The national Enactus competition stretched from April 17-May 14, and the concluding week-long Expo attracted 16,000 participants online. Judges included a select panel of executive leaders from companies like BIC, The Boston Consulting Group, Ford Motor Company, Google, Walgreens and more.
“When we found out our Nationals trip to Kansas City was cancelled, we were bummed because it was so much fun last year, and we grew a lot closer as a team in the weeks leading up to it,” Benoit said. “However, I am so proud of how our team adapted quickly to the change in competition format. There is a really great team dynamic and that certainly helped us overcome these obstacles.”
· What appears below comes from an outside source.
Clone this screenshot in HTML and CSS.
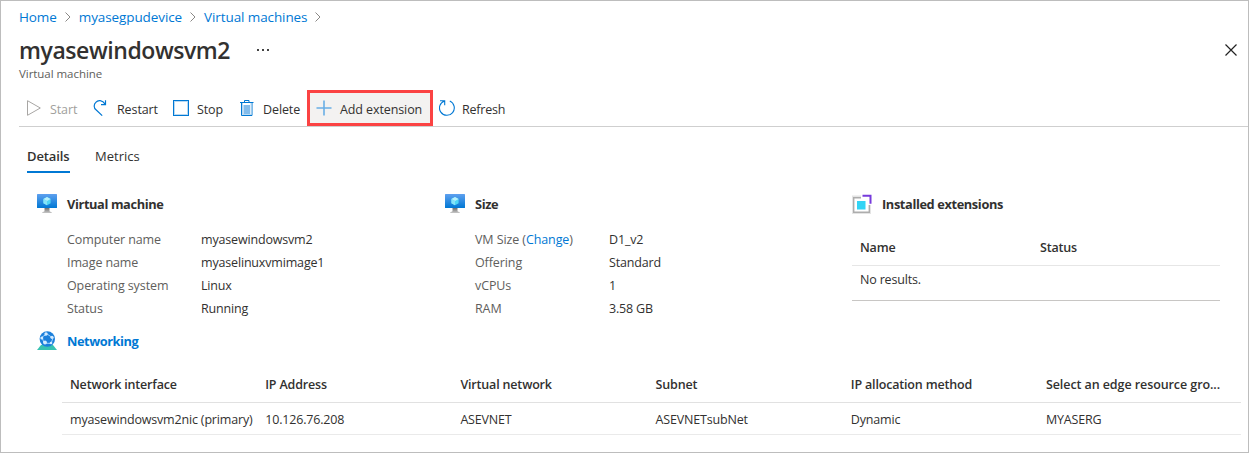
FILE: index.html
```html
<!DOCTYPE html>
<html lang="en">
<head>
<meta charset="utf-8">
<title>myasewindowsvm2</title>
<link rel="stylesheet" href="styles.css">
</head>
<body>
<svg width="0" height="0" class="defs" aria-hidden="true">
  <defs>
    <linearGradient id="screen" x1="0" y1="0" x2="0" y2="1"><stop offset="0" stop-color="#5ea0ef"/><stop offset="1" stop-color="#0078d4"/></linearGradient>
    <linearGradient id="stand" x1="0" y1="0" x2="0" y2="1"><stop offset="0" stop-color="#707070"/><stop offset="1" stop-color="#c8c8c8"/></linearGradient>
    <symbol id="vm" viewBox="0 0 20 20">
      <path d="M7.5 14h5v3.2l2.4 1.2v.6H5.1v-.6l2.4-1.2z" fill="url(#stand)"/>
      <rect x="0" y="0" width="20" height="14" rx=".5" fill="url(#screen)"/>
      <path d="M10 3l3.6 2v4.2L10 11.300 6.400 9.200V5z" fill="#50d6f5"/>
      <path d="M10 3l3.600 2L10 7.100 6.400 5z" fill="#b8f0fc"/>
      <path d="M6.400 5L10 7.100v4.200L6.400 9.200z" fill="#86e3f8"/>
    </symbol>
  </defs>
</svg>
<main class="page">
  <nav class="crumbs">
    <a>Home</a><svg class="chev" viewBox="0 0 6 10"><path d="M.5.5L5 5 .5 9.500"/></svg>
    <a>myasegpudevice</a><svg class="chev" viewBox="0 0 6 10"><path d="M.5.5L5 5 .5 9.500"/></svg>
    <a>Virtual machines</a><svg class="chev" viewBox="0 0 6 10"><path d="M.5.5L5 5 .5 9.500"/></svg>
  </nav>
  <header class="head">
    <h1 class="title">myasewindowsvm2</h1>
    <svg class="more" viewBox="0 0 12 2"><path d="M0 0h2v2H0zM5 0h2v2H5zM10 0h2v2h-2z" fill="#444"/></svg>
    <svg class="close" viewBox="0 0 12 12"><path d="M.5.5l11 11M11.500.5l-11 11" fill="none" stroke="#222" stroke-width="1.2"/></svg>
  </header>
  <p class="subtitle">Virtual machine</p>

  <div class="toolbar">
    <button class="tool start"><svg viewBox="0 0 16 16"><path d="M1.500.7v14.600L14.300 8z" fill="none" stroke="#a8a6a4"/></svg><span>Start</span></button>
    <button class="tool restart"><svg viewBox="0 0 16 16"><path d="M9.200 15.600L3 9.800A4.900 4.900 0 0 1 2.800 2.400C5-.2 9.300-.2 12.300 4.300M12.500.2v4.500H8" fill="none" stroke="#0078d4" stroke-width="1.200"/></svg><span>Restart</span></button>
    <button class="tool stop"><svg viewBox="0 0 16 16"><rect x=".5" y=".5" width="15" height="15" fill="#fff" stroke="#0078d4"/><rect x="1.500" y="1.500" width="13" height="13" fill="none" stroke="#b9d9f2"/></svg><span>Stop</span></button>
    <button class="tool delete"><svg viewBox="0 0 16 16"><path d="M2.500 3v12.500h10.500V3" fill="#fff" stroke="#0078d4"/><rect x="4.500" y="5" width="6.500" height="9" fill="#83bceb"/><path d="M3.500 3v11.500h8.500V3" fill="none" stroke="#b9d9f2"/><path d="M1 2.500h13.500M5.500 2.500V.5H10v2" fill="none" stroke="#0078d4"/></svg><span>Delete</span></button>
    <button class="tool add"><svg viewBox="0 0 16 16"><path d="M8 .5v15M.5 8h15" stroke="#69aee5" stroke-width="1.600"/></svg><span>Add extension</span></button>
    <button class="tool refresh"><svg viewBox="0 0 16 16"><path d="M5.500.9A7.400 7.400 0 1 0 10.800 1.100M1 .8h4.700v4.500" fill="none" stroke="#0078d4" stroke-width="1.100"/></svg><span>Refresh</span></button>
  </div>

  <div class="tabs">
    <span class="tab active">Details</span>
    <span class="tab">Metrics</span>
  </div>

  <div class="panels">
    <section class="panel">
      <h2 class="heading"><svg class="icon"><use href="#vm"/></svg><span>Virtual machine</span></h2>
      <dl class="facts">
        <dt>Computer name</dt><dd>myasewindowsvm2</dd>
        <dt>Image name</dt><dd>myaselinuxvmimage1</dd>
        <dt>Operating system</dt><dd>Linux</dd>
        <dt>Status</dt><dd>Running</dd>
      </dl>
    </section>
    <section class="panel">
      <h2 class="heading"><svg class="icon"><use href="#vm"/></svg><span>Size</span></h2>
      <dl class="facts">
        <dt>VM Size (<a>Change</a>)</dt><dd>D1_v2</dd>
        <dt>Offering</dt><dd>Standard</dd>
        <dt>vCPUs</dt><dd>1</dd>
        <dt>RAM</dt><dd>3.58 GB</dd>
      </dl>
    </section>
    <section class="panel">
      <h2 class="heading"><svg class="icon" viewBox="0 0 20 20"><path d="M9 2.500H1v16.500h17v-8" fill="none" stroke="#e4e4e4" stroke-width="2"/><path d="M9 3.700H1.700V18.300H17.300V11" fill="none" stroke="#adadad" stroke-width="1.400"/><path d="M10.500 1.800h8v8" fill="none" stroke="#773adc" stroke-width="2"/><rect x="5" y="7" width="8.500" height="8.500" fill="#32d4f5"/></svg><span>Installed extensions</span></h2>
      <div class="ext">
        <div class="ext-head"><span>Name</span><span>Status</span></div>
        <div class="ext-empty">No results.</div>
      </div>
    </section>
  </div>

  <section class="net">
    <h2 class="heading link"><svg class="icon" viewBox="0 0 20 20"><path d="M4 14h12l4 5H0z" fill="#37c2b1"/><circle cx="10.300" cy="8" r="7.700" fill="#1b7fdb"/><path d="M10 3L5 6l2 6 7 .5L16 7z" fill="none" stroke="#9cd2ff" stroke-width="1"/><g fill="#d4ebff"><circle cx="9" cy="3" r="1.700"/><circle cx="4.800" cy="7" r="1.500"/><circle cx="8" cy="11.500" r="1.900"/><circle cx="14" cy="12" r="1.300"/><circle cx="15" cy="6.300" r="1.600"/></g></svg><span>Networking</span></h2>
    <div class="grid grid-head">
      <span>Network interface</span><span>IP Address</span><span>Virtual network</span><span>Subnet</span><span>IP allocation method</span><span class="wide">Select an edge resource gro...</span>
    </div>
    <div class="grid grid-row">
      <span>myasewindowsvm2nic (primary)</span><span>10.126.76.208</span><span>ASEVNET</span><span>ASEVNETsubNet</span><span>Dynamic</span><span>MYASERG</span>
    </div>
  </section>
</main>
</body>
</html>
```
FILE: styles.css
```css
* { box-sizing: border-box; }
body {
  margin: 0;
  background: #fff;
  color: #323130;
  font: 12.5px/20px "Open Sans", "Noto Sans", sans-serif;
  letter-spacing: -0.17px;
}
h1, h2, p, dl, dd { margin: 0; }
a { color: #0078d4; }
svg { flex: none; display: block; }
.defs { position: absolute; }
.page {
  width: 1249px;
  height: 453px;
  border: 1px solid #bdbdbd;
  overflow: hidden;
}
.crumbs {
  display: flex;
  align-items: center;
  height: 18px;
  margin: 7px 0 0 18px;
  font-size: 13.5px;
  letter-spacing: -0.1px;
}
.chev {
  width: 6px;
  height: 10px;
  margin: 0 8px;
  fill: none;
  stroke: #8a8886;
}
.head {
  display: flex;
  align-items: center;
  height: 36px;
  margin: 6px 11px 0 18px;
}
.title {
  width: 211px;
  font-size: 23px;
  line-height: 36px;
  font-weight: 600;
  letter-spacing: -0.43px;
  white-space: nowrap;
}
.more { width: 12px; height: 2px; margin-left: 27px; }
.close { width: 12px; height: 12px; margin-left: auto; }
.subtitle {
  height: 16px;
  margin: -2px 0 0 18px;
  color: #605e5c;
  font-size: 11.5px;
  line-height: 16px;
  letter-spacing: -0.05px;
}
.toolbar {
  display: flex;
  height: 45px;
  margin-left: 18px;
  padding-top: 8px;
  border-bottom: 1px solid #cfcfcf;
}
.tool {
  display: flex;
  align-items: center;
  gap: 8px;
  height: 36px;
  padding: 0;
  border: 0;
  background: none;
  color: inherit;
  font: inherit;
  letter-spacing: -0.1px;
  white-space: nowrap;
}
.tool svg { width: 16px; height: 16px; }
.tool span { padding-top: 3px; }
.start { width: 74px; padding-left: 7px; color: #a19f9d; }
.restart { width: 80px; }
.stop { width: 66px; }
.delete { width: 68px; }
.add {
  width: 126px;
  padding-left: 6px;
  border: 3px solid #fb4343;
  background: #f3f2f1;
}
.refresh { padding-left: 6px; gap: 7px; letter-spacing: -0.2px; }
.tabs {
  display: flex;
  gap: 25px;
  margin: 17px 0 0 26px;
  font-size: 13px;
  letter-spacing: 0;
}
.tab { height: 29px; line-height: 24px; }
.active { width: 43px; border-bottom: 2px solid #0078d4; font-weight: 600; letter-spacing: -.1px; }
.panels {
  display: grid;
  grid-template-columns: 408px 407px 368px;
  height: 137px;
  margin: 21px 0 0 36px;
}
.heading {
  display: flex;
  align-items: center;
  gap: 10px;
  height: 20px;
  font-size: 12.8px;
  font-weight: 700;
  letter-spacing: -0.38px;
}
.icon { width: 20px; height: 20px; }
.facts {
  display: grid;
  grid-template-columns: 134px 1fr;
  grid-auto-rows: 23px;
  margin: 14px 0 0 30px;
  line-height: 23px;
}
.facts dt { color: #605e5c; letter-spacing: -0.1px; }
.ext { margin-top: 15px; border-bottom: 1px solid #c8c6c4; }
.ext-head {
  display: grid;
  grid-template-columns: 180px 1fr;
  height: 37px;
  padding-left: 8px;
  border-bottom: 1px solid #e6e6e6;
  font-weight: 600;
  line-height: 37px;
}
.ext-empty { height: 34px; padding-left: 8px; line-height: 28px; }
.net { margin: 0 7px 0 36px; }
.link { color: #0078d4; letter-spacing: -0.45px; }
.grid {
  display: grid;
  grid-template-columns: repeat(6, 195.200px);
  width: 1179px;
  margin-left: 25px;
  padding-left: 8px;
  white-space: nowrap;
}
.grid-head {
  height: 37px;
  margin-top: 15px;
  border-bottom: 1px solid #e1e1e1;
  font-weight: 600;
  line-height: 38px;
}
.wide { letter-spacing: -0.08px; }
.grid-row { height: 32px; border-bottom: 1px solid #eaeaea; line-height: 33px; }
```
Benoit praised all the support the team received from Salve Regina’s business department faculty and staff, including Bonnie Kennedy, Melissa Varao, Stacey Carter and their Enactus advisor, Gregg Johnson.
“The students on the Salve Regina Enactus team are the very best students I have ever worked with in all of my years in higher education and in my 24 years advising Enactus teams around the country,” said Johnson, lecturer in Salve’s Business and Economics Program and program coordinator in the MBA and management program. “They say ‘yes’ to every challenge, and they succeed at everything they do.”
Salve Regina’s Enactus is only in its second year, having won Rookie of the Year honors at its first national competition. “It only happened because of the effort put forth by the men and women on the team,” Johnson said. “I literally did nothing other than giving them the freedom to pursue their passion. The students ran the projects, they wrote the reports and speeches, and they created the videos. I just watched and smiled.”
To win an award, any award, with Enactus is incredibly challenging, Johnson said, because of the number of teams represented. Founded in 1975, Enactus encompasses 37 countries from around the world. The U.S. operates the largest division of Enactus, with 378 universities and 7,821 student participants.